▶ _PROBLEM DESCRIPTION_
Reproduce the data exactly and drop any pictures it holds.

* Start *

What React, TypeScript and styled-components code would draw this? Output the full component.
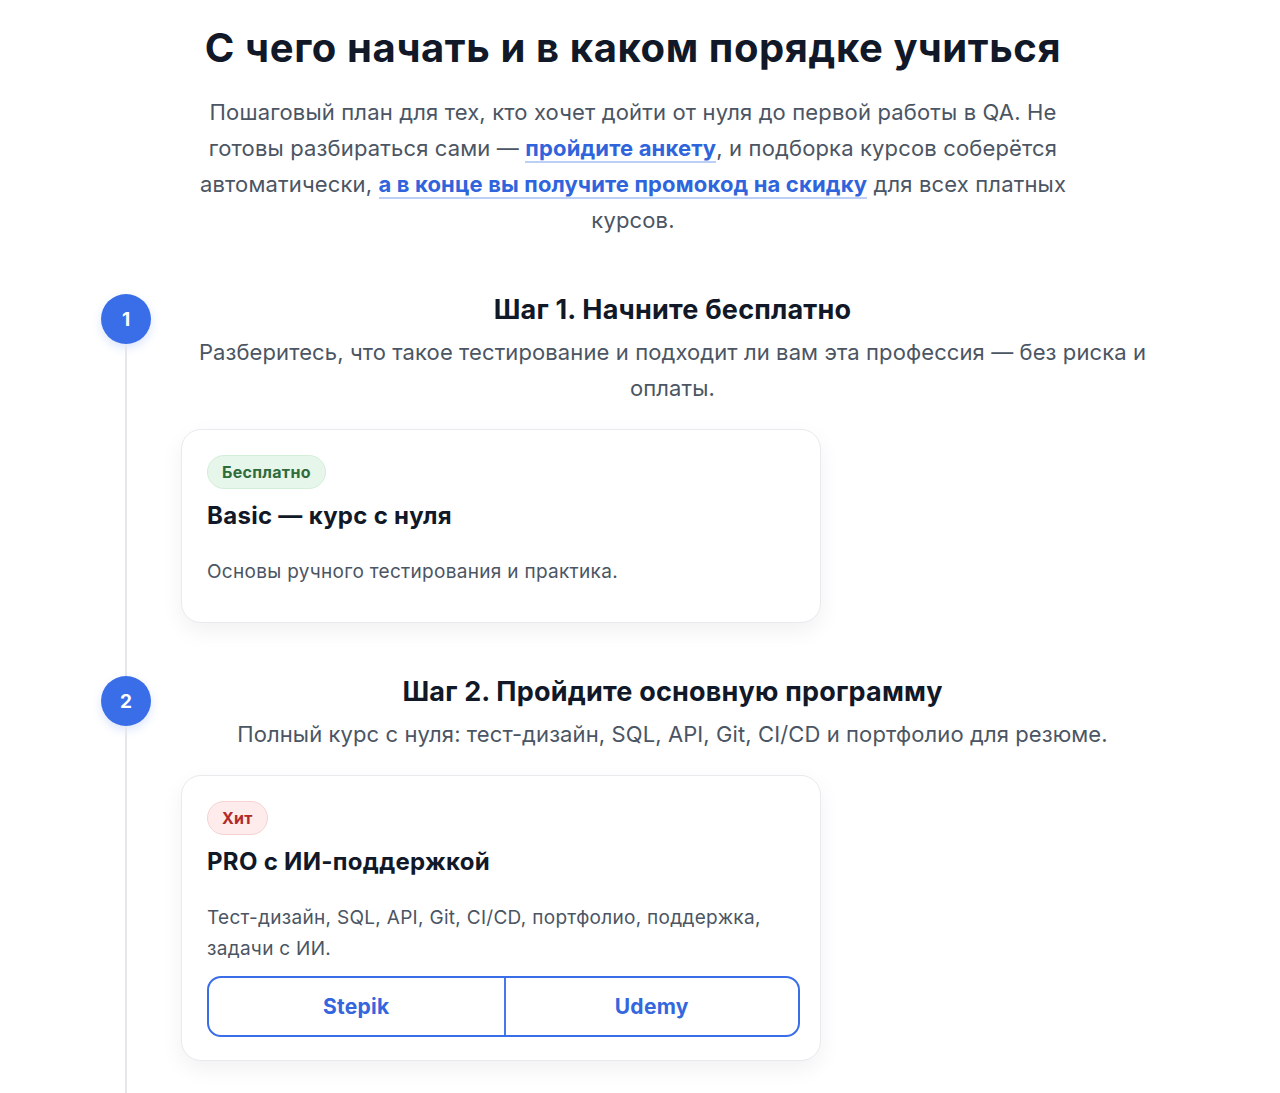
import React, { FunctionComponent } from 'react';
import styled, { createGlobalStyle } from 'styled-components';

const GlobalStyle = createGlobalStyle`
  html, body {
    margin: 0;
    padding: 0;
    background: #ffffff;
    font-family: Inter, 'Noto Sans', sans-serif;
    color: #111827;
  }
  * {
    box-sizing: border-box;
  }
`;

const Page = styled.main`
  width: 1078px;
  margin: 0 auto;
  padding: 24px 14px 0 0;
`;

const Intro = styled.header`
  display: flex;
  flex-direction: column;
  align-items: center;
  text-align: center;
  margin-bottom: 56px;
`;

const Title = styled.h1`
  margin: 0 0 22px;
  font-size: 40px;
  line-height: 48px;
  font-weight: 700;
  letter-spacing: 0.6px;
  color: #111827;
`;

const Lead = styled.p`
  margin: 0;
  max-width: 890px;
  font-size: 22px;
  line-height: 36px;
  letter-spacing: 0.15px;
  color: #4b5563;
`;

const Link = styled.a`
  color: #2f64dc;
  font-weight: 700;
  text-decoration: none;
  border-bottom: 2px solid #bcd0f7;
`;

const Timeline = styled.ol`
  list-style: none;
  margin: 0;
  padding: 0;
`;

const Step = styled.li`
  display: grid;
  grid-template-columns: 50px 1fr;
  column-gap: 29px;
`;

const Rail = styled.div`
  display: flex;
  flex-direction: column;
  align-items: center;
`;

const Dot = styled.div`
  width: 50px;
  height: 50px;
  border-radius: 50%;
  background: #3a6ee8;
  color: #ffffff;
  display: flex;
  align-items: center;
  justify-content: center;
  font-size: 19px;
  font-weight: 700;
  box-shadow: 0 4px 10px rgba(58, 110, 232, 0.18);
`;

const Line = styled.div`
  flex: 1;
  width: 2px;
  background: #e5e7eb;
`;

const StepBody = styled.div`
  display: flex;
  flex-direction: column;
  padding-bottom: 53px;
`;

const StepTitle = styled.h2`
  margin: -1px 0 7px;
  text-align: center;
  font-size: 27px;
  line-height: 34px;
  font-weight: 700;
  letter-spacing: 0.2px;
  color: #111827;
`;

const StepText = styled.p`
  margin: 0 0 23px;
  text-align: center;
  font-size: 22px;
  line-height: 36px;
  letter-spacing: 0.1px;
  color: #4b5563;
`;

const Card = styled.article`
  width: 640px;
  margin-left: 1px;
  padding: 25px 20px 23px 25px;
  border: 1px solid #e8eaee;
  border-radius: 20px;
  background: #ffffff;
  box-shadow: 0 8px 22px rgba(17, 24, 39, 0.06);
`;

const Badge = styled.span<{ $tone: 'green' | 'red' }>`
  display: inline-block;
  padding: 6px 14px;
  border-radius: 999px;
  font-size: 16px;
  line-height: 20px;
  font-weight: 700;
  letter-spacing: 0.3px;
  background: ${(p) => (p.$tone === 'green' ? '#e7f6ea' : '#fdeceb')};
  border: 1px solid ${(p) => (p.$tone === 'green' ? '#d3eed9' : '#f6d3d2')};
  color: ${(p) => (p.$tone === 'green' ? '#2f6b3b' : '#b02a2a')};
`;

const CardTitle = styled.h3`
  margin: 11px 0 0;
  font-size: 24px;
  line-height: 32px;
  font-weight: 700;
  letter-spacing: 0.3px;
  color: #111827;
`;

const CardText = styled.p`
  margin: 24px 0 12px;
  font-size: 19px;
  line-height: 31px;
  letter-spacing: 0.3px;
  color: #4b5563;
`;

const Buttons = styled.div`
  display: grid;
  grid-template-columns: 1fr 1fr;
  height: 61px;
  border: 2px solid #3a6ee8;
  border-radius: 14px;
  overflow: hidden;
`;

const ShopButton = styled.a`
  display: flex;
  align-items: center;
  justify-content: center;
  font-size: 21px;
  font-weight: 700;
  letter-spacing: 0.3px;
  color: #3466de;
  text-decoration: none;
  & + & {
    border-left: 2px solid #4a78e6;
  }
`;

interface IStep {
  num: number;
  title: string;
  text: string;
  badge: string;
  tone: 'green' | 'red';
  course: string;
  about: string;
  shops?: string[];
}

const steps: IStep[] = [
  {
    num: 1,
    title: 'Шаг 1. Начните бесплатно',
    text: 'Разберитесь, что такое тестирование и подходит ли вам эта профессия — без риска и оплаты.',
    badge: 'Бесплатно',
    tone: 'green',
    course: 'Basic — курс с нуля',
    about: 'Основы ручного тестирования и практика.',
  },
  {
    num: 2,
    title: 'Шаг 2. Пройдите основную программу',
    text: 'Полный курс с нуля: тест-дизайн, SQL, API, Git, CI/CD и портфолио для резюме.',
    badge: 'Хит',
    tone: 'red',
    course: 'PRO с ИИ-поддержкой',
    about: 'Тест-дизайн, SQL, API, Git, CI/CD, портфолио, поддержка, задачи с ИИ.',
    shops: ['Stepik', 'Udemy'],
  },
];

const App: FunctionComponent = () => {
  return (
    <>
      <GlobalStyle />
      <Page>
        <Intro>
          <Title>С чего начать и в каком порядке учиться</Title>
          <Lead>
            Пошаговый план для тех, кто хочет дойти от нуля до первой работы в QA. Не
            готовы разбираться сами — <Link href="#">пройдите анкету</Link>, и подборка
            курсов соберётся автоматически,{' '}
            <Link href="#">а в конце вы получите промокод на скидку</Link> для всех
            платных курсов.
          </Lead>
        </Intro>

        <Timeline>
          {steps.map((step) => (
            <Step key={step.num}>
              <Rail>
                <Dot>{step.num}</Dot>
                <Line />
              </Rail>
              <StepBody>
                <StepTitle>{step.title}</StepTitle>
                <StepText>{step.text}</StepText>
                <Card>
                  <Badge $tone={step.tone}>{step.badge}</Badge>
                  <CardTitle>{step.course}</CardTitle>
                  <CardText>{step.about}</CardText>
                  {step.shops && (
                    <Buttons>
                      {step.shops.map((shop) => (
                        <ShopButton key={shop} href="#">
                          {shop}
                        </ShopButton>
                      ))}
                    </Buttons>
                  )}
                </Card>
              </StepBody>
            </Step>
          ))}
        </Timeline>
      </Page>
    </>
  );
};

export default App;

* End *

▶ _REPLY TO THE TASK_
What React, TypeScript and styled-components code would draw this? Output the full component.
import React, { FunctionComponent } from 'react';
import styled, { createGlobalStyle } from 'styled-components';

const GlobalStyle = createGlobalStyle`
  html, body {
    margin: 0;
    padding: 0;
    background: #ffffff;
    font-family: Inter, 'Noto Sans', sans-serif;
    color: #111827;
  }
  * {
    box-sizing: border-box;
  }
`;

const Page = styled.main`
  width: 1078px;
  margin: 0 auto;
  padding: 24px 14px 0 0;
`;

const Intro = styled.header`
  display: flex;
  flex-direction: column;
  align-items: center;
  text-align: center;
  margin-bottom: 56px;
`;

const Title = styled.h1`
  margin: 0 0 22px;
  font-size: 40px;
  line-height: 48px;
  font-weight: 700;
  letter-spacing: 0.6px;
  color: #111827;
`;

const Lead = styled.p`
  margin: 0;
  max-width: 890px;
  font-size: 22px;
  line-height: 36px;
  letter-spacing: 0.15px;
  color: #4b5563;
`;

const Link = styled.a`
  color: #2f64dc;
  font-weight: 700;
  text-decoration: none;
  border-bottom: 2px solid #bcd0f7;
`;

const Timeline = styled.ol`
  list-style: none;
  margin: 0;
  padding: 0;
`;

const Step = styled.li`
  display: grid;
  grid-template-columns: 50px 1fr;
  column-gap: 29px;
`;

const Rail = styled.div`
  display: flex;
  flex-direction: column;
  align-items: center;
`;

const Dot = styled.div`
  width: 50px;
  height: 50px;
  border-radius: 50%;
  background: #3a6ee8;
  color: #ffffff;
  display: flex;
  align-items: center;
  justify-content: center;
  font-size: 19px;
  font-weight: 700;
  box-shadow: 0 4px 10px rgba(58, 110, 232, 0.18);
`;

const Line = styled.div`
  flex: 1;
  width: 2px;
  background: #e5e7eb;
`;

const StepBody = styled.div`
  display: flex;
  flex-direction: column;
  padding-bottom: 53px;
`;

const StepTitle = styled.h2`
  margin: -1px 0 7px;
  text-align: center;
  font-size: 27px;
  line-height: 34px;
  font-weight: 700;
  letter-spacing: 0.2px;
  color: #111827;
`;

const StepText = styled.p`
  margin: 0 0 23px;
  text-align: center;
  font-size: 22px;
  line-height: 36px;
  letter-spacing: 0.1px;
  color: #4b5563;
`;

const Card = styled.article`
  width: 640px;
  margin-left: 1px;
  padding: 25px 20px 23px 25px;
  border: 1px solid #e8eaee;
  border-radius: 20px;
  background: #ffffff;
  box-shadow: 0 8px 22px rgba(17, 24, 39, 0.06);
`;

const Badge = styled.span<{ $tone: 'green' | 'red' }>`
  display: inline-block;
  padding: 6px 14px;
  border-radius: 999px;
  font-size: 16px;
  line-height: 20px;
  font-weight: 700;
  letter-spacing: 0.3px;
  background: ${(p) => (p.$tone === 'green' ? '#e7f6ea' : '#fdeceb')};
  border: 1px solid ${(p) => (p.$tone === 'green' ? '#d3eed9' : '#f6d3d2')};
  color: ${(p) => (p.$tone === 'green' ? '#2f6b3b' : '#b02a2a')};
`;

const CardTitle = styled.h3`
  margin: 11px 0 0;
  font-size: 24px;
  line-height: 32px;
  font-weight: 700;
  letter-spacing: 0.3px;
  color: #111827;
`;

const CardText = styled.p`
  margin: 24px 0 12px;
  font-size: 19px;
  line-height: 31px;
  letter-spacing: 0.3px;
  color: #4b5563;
`;

const Buttons = styled.div`
  display: grid;
  grid-template-columns: 1fr 1fr;
  height: 61px;
  border: 2px solid #3a6ee8;
  border-radius: 14px;
  overflow: hidden;
`;

const ShopButton = styled.a`
  display: flex;
  align-items: center;
  justify-content: center;
  font-size: 21px;
  font-weight: 700;
  letter-spacing: 0.3px;
  color: #3466de;
  text-decoration: none;
  & + & {
    border-left: 2px solid #4a78e6;
  }
`;

interface IStep {
  num: number;
  title: string;
  text: string;
  badge: string;
  tone: 'green' | 'red';
  course: string;
  about: string;
  shops?: string[];
}

const steps: IStep[] = [
  {
    num: 1,
    title: 'Шаг 1. Начните бесплатно',
    text: 'Разберитесь, что такое тестирование и подходит ли вам эта профессия — без риска и оплаты.',
    badge: 'Бесплатно',
    tone: 'green',
    course: 'Basic — курс с нуля',
    about: 'Основы ручного тестирования и практика.',
  },
  {
    num: 2,
    title: 'Шаг 2. Пройдите основную программу',
    text: 'Полный курс с нуля: тест-дизайн, SQL, API, Git, CI/CD и портфолио для резюме.',
    badge: 'Хит',
    tone: 'red',
    course: 'PRO с ИИ-поддержкой',
    about: 'Тест-дизайн, SQL, API, Git, CI/CD, портфолио, поддержка, задачи с ИИ.',
    shops: ['Stepik', 'Udemy'],
  },
];

const App: FunctionComponent = () => {
  return (
    <>
      <GlobalStyle />
      <Page>
        <Intro>
          <Title>С чего начать и в каком порядке учиться</Title>
          <Lead>
            Пошаговый план для тех, кто хочет дойти от нуля до первой работы в QA. Не
            готовы разбираться сами — <Link href="#">пройдите анкету</Link>, и подборка
            курсов соберётся автоматически,{' '}
            <Link href="#">а в конце вы получите промокод на скидку</Link> для всех
            платных курсов.
          </Lead>
        </Intro>

        <Timeline>
          {steps.map((step) => (
            <Step key={step.num}>
              <Rail>
                <Dot>{step.num}</Dot>
                <Line />
              </Rail>
              <StepBody>
                <StepTitle>{step.title}</StepTitle>
                <StepText>{step.text}</StepText>
                <Card>
                  <Badge $tone={step.tone}>{step.badge}</Badge>
                  <CardTitle>{step.course}</CardTitle>
                  <CardText>{step.about}</CardText>
                  {step.shops && (
                    <Buttons>
                      {step.shops.map((shop) => (
                        <ShopButton key={shop} href="#">
                          {shop}
                        </ShopButton>
                      ))}
                    </Buttons>
                  )}
                </Card>
              </StepBody>
            </Step>
          ))}
        </Timeline>
      </Page>
    </>
  );
};

export default App;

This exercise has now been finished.